Information
- Established: 1986; 40 years ago
- Grades: K-12
- Website: www.valleychristianacademy.ca

= Valley Christian Academy (Osler, Saskatchewan) =

Private school in Saskatchewan, Canada

Valley Christian Academy (VCA) is a Christian school located near the town of Osler, Saskatchewan. It encompasses grades K–6 (elementary school), and 7–12 (high school). It is one of three Certified Independent Schools serving almost 200 families in the 'valley' area.

== History ==
VCA was founded in 1986, by the Bergthaler Mennonite Church in the nearby town of Warman, Saskatchewan.
== Curriculum ==
VCA complies with the provincial curriculum, with modifications made when necessary to maintain a Christian perspective.
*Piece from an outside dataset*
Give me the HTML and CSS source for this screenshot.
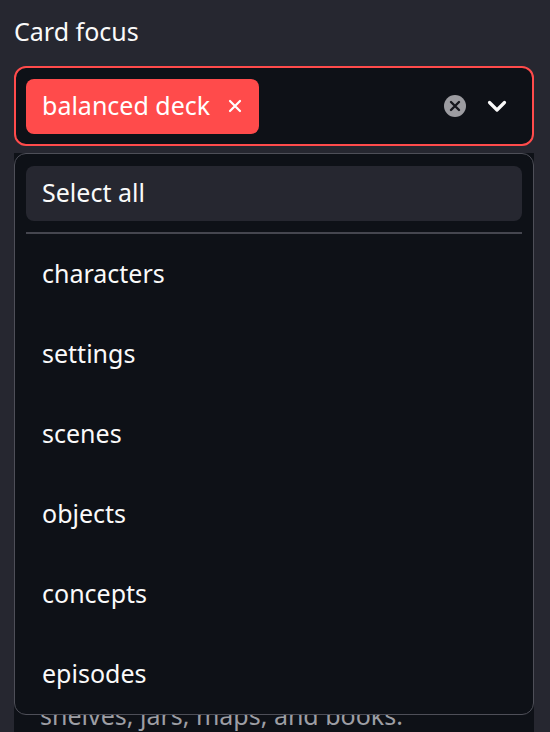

In addition to the provincial curriculum, VCA offers Christian Ethics as a mandatory class for all grade levels.
== Notable alumni ==

- Carissa Norsten - Olympic Silver Medalist (Rugby)
- Justin Laskowski - Canadian Men's Softball

== Funding ==
While the school is partially funded by the provincial government of Saskatchewan, students are also required to pay tuition fees according to how many siblings they have that attend the school:

| Child | Members of Bergthaler Mennonite Church | Non-Members of Bergthaler Mennonite Church |
|---|---|---|
| 1st Child | $105 | $115 |
| 2nd Child | $75 | $85 |
| 3rd Child | $65 | $75 |
| 4th Child | $45 | $55 |

- Students in Kindergarten pay half of whatever category they fall under.